* **Problem to work on**
Can you set down, exactly as they appear below, the lines from the opening of the material through the one bearing "const groups = ['NOT", minus the pictures?

[Interface markup and scripts]
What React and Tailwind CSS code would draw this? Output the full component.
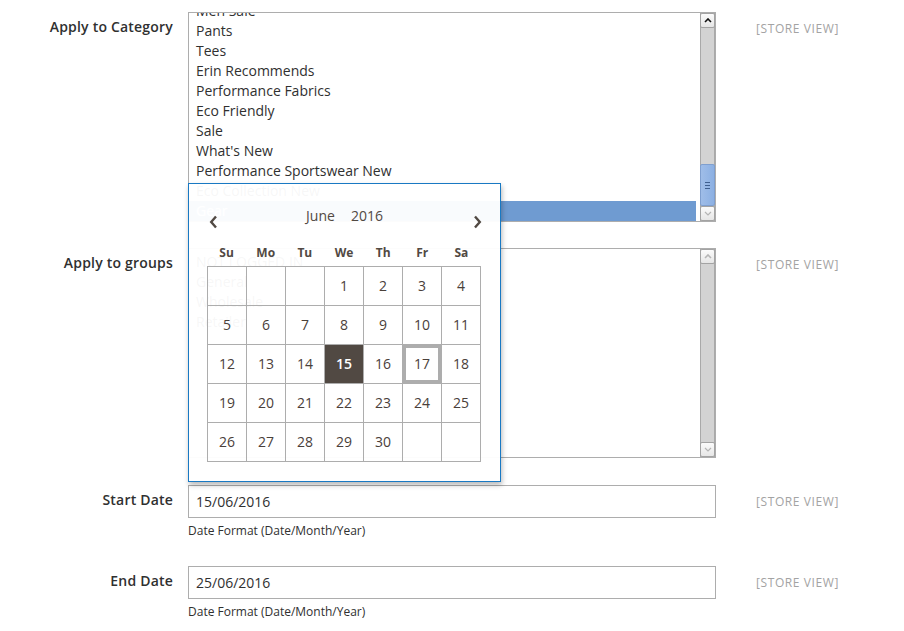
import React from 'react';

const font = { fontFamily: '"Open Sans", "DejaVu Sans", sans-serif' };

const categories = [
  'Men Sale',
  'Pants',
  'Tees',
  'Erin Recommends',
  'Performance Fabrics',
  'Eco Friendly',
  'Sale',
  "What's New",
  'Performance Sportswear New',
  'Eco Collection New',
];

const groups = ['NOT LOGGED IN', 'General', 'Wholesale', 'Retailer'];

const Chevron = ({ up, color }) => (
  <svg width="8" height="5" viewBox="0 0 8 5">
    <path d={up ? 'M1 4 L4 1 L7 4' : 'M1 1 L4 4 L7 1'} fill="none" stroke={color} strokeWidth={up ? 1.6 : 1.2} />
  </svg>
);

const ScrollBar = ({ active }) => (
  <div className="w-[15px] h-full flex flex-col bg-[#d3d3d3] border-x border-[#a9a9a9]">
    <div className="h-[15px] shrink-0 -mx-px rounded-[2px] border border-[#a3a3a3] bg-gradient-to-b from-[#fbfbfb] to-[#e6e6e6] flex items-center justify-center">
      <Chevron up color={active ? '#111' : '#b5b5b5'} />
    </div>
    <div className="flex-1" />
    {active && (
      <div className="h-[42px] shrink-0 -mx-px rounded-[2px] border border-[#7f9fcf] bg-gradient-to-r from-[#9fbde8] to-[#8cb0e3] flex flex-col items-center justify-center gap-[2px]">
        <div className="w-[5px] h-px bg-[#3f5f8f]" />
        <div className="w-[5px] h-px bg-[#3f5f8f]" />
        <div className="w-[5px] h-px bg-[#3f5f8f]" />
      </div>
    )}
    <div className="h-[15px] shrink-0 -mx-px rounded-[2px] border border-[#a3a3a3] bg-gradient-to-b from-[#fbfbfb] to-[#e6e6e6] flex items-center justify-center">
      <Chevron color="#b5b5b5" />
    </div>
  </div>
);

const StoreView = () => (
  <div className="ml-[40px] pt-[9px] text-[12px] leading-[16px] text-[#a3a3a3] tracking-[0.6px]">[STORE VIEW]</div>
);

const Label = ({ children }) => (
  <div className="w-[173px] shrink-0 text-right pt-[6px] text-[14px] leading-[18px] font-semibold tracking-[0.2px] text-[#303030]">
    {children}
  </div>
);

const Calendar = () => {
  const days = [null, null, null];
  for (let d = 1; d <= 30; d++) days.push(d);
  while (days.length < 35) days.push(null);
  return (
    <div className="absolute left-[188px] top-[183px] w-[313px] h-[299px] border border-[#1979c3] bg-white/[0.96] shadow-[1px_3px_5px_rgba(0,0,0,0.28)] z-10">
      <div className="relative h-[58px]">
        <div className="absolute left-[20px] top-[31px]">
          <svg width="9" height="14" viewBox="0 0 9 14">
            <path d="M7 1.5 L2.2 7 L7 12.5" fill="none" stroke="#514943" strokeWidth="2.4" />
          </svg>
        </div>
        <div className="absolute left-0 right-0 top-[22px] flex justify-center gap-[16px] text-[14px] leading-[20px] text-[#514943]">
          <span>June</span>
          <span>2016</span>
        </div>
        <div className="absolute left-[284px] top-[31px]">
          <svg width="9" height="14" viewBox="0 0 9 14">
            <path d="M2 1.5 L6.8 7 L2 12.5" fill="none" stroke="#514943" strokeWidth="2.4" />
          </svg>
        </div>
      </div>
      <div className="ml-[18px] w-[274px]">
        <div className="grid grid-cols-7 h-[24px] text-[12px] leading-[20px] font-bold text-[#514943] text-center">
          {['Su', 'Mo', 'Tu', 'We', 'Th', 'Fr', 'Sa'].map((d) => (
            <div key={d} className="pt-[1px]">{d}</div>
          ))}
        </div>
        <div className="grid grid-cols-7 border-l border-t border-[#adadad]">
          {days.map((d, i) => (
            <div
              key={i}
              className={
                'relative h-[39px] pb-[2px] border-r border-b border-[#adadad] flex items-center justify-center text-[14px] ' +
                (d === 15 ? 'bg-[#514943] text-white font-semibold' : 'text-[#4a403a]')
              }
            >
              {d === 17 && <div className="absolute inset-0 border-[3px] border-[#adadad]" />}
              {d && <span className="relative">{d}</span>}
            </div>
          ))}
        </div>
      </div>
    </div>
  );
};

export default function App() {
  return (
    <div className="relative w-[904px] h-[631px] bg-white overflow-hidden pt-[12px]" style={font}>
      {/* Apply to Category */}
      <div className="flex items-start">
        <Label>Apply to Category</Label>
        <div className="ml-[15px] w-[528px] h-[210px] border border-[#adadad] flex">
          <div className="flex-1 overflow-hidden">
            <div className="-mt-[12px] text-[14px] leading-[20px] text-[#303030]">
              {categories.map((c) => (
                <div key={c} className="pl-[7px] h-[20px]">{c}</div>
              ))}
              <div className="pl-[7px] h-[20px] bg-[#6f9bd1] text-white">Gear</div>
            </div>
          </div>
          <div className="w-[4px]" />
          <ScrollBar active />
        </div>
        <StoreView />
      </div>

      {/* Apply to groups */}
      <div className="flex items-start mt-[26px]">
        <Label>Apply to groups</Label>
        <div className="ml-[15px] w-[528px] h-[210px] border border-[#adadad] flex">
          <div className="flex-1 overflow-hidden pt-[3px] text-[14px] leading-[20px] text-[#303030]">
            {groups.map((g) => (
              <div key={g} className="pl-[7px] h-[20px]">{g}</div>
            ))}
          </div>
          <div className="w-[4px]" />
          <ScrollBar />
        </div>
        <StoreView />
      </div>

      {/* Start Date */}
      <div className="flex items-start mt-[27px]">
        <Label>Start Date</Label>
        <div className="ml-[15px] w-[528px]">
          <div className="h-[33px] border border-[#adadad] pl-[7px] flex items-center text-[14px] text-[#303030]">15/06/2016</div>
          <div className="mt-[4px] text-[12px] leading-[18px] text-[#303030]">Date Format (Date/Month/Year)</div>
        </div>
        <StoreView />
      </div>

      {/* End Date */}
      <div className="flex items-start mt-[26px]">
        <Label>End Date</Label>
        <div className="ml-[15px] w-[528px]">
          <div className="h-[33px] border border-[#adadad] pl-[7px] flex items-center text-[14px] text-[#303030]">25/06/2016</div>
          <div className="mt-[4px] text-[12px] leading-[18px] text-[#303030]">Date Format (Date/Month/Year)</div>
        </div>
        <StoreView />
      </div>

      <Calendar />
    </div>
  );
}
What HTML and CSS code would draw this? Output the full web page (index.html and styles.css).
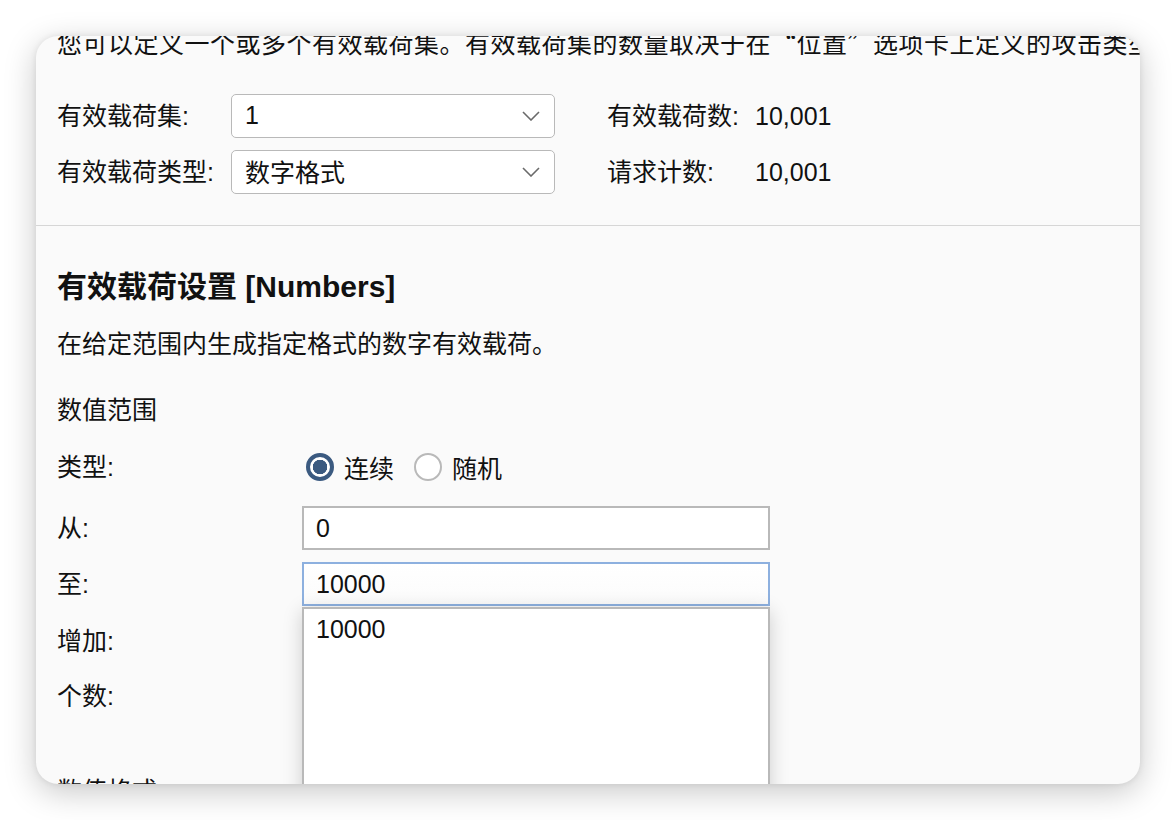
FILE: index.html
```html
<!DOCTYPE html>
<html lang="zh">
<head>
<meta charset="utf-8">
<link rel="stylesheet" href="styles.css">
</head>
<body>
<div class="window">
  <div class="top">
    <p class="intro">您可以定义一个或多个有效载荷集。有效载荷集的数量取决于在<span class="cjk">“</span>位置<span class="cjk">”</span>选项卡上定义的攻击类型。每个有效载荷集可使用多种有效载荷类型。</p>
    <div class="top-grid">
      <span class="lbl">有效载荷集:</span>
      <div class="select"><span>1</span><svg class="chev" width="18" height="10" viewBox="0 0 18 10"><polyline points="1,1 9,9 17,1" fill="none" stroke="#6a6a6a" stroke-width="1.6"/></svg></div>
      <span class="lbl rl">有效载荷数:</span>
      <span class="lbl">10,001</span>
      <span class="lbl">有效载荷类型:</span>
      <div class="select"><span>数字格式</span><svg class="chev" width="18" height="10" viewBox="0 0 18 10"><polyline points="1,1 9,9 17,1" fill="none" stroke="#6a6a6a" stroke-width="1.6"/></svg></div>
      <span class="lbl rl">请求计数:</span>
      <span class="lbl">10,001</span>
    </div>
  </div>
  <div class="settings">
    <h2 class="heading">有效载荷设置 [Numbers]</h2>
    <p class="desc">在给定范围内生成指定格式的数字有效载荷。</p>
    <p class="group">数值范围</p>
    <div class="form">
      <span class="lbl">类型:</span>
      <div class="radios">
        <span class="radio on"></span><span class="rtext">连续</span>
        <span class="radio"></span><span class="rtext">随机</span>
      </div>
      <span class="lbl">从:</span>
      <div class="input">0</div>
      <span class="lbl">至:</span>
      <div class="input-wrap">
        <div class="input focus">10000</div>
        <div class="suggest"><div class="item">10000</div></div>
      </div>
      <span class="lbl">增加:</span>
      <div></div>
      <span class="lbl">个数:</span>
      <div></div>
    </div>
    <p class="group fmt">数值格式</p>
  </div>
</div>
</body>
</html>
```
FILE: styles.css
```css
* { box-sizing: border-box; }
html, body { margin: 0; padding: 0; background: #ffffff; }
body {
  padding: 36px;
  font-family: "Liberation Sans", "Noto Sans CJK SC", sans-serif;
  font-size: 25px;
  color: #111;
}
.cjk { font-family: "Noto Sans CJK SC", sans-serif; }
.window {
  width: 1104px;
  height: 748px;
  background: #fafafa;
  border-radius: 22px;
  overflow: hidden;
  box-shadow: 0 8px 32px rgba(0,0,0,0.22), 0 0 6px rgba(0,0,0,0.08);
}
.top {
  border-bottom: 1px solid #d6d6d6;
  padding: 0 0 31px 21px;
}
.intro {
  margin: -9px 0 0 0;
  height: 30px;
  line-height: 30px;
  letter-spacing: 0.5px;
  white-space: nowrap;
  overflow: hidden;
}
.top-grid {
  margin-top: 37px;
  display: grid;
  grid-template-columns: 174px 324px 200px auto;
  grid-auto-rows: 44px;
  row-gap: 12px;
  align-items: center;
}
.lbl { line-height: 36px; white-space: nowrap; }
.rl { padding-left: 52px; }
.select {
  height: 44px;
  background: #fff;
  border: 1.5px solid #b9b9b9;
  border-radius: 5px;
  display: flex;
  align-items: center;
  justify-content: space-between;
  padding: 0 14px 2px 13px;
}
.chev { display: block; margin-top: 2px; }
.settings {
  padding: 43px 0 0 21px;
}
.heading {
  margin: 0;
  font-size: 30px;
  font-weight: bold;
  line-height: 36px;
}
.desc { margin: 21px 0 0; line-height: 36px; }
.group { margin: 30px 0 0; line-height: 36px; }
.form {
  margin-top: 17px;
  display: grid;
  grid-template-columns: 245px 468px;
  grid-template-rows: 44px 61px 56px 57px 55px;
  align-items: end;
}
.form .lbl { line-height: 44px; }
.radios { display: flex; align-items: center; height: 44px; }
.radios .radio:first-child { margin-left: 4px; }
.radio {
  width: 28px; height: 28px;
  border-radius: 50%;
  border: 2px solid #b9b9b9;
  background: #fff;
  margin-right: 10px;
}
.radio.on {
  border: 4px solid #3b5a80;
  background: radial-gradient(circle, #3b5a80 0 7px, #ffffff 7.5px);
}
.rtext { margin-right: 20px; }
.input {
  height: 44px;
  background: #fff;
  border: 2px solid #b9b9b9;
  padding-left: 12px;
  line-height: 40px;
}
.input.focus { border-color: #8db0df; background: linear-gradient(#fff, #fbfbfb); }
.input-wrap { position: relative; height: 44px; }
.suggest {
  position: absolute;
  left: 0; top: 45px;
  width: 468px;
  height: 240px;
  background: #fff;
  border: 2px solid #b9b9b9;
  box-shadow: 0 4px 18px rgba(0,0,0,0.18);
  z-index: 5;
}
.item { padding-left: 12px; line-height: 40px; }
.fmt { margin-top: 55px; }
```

* **Task result**
What React and Tailwind CSS code would draw this? Output the full component.
import React from 'react';

const font = { fontFamily: '"Open Sans", "DejaVu Sans", sans-serif' };

const categories = [
  'Men Sale',
  'Pants',
  'Tees',
  'Erin Recommends',
  'Performance Fabrics',
  'Eco Friendly',
  'Sale',
  "What's New",
  'Performance Sportswear New',
  'Eco Collection New',
];

const groups = ['NOT LOGGED IN', 'General', 'Wholesale', 'Retailer'];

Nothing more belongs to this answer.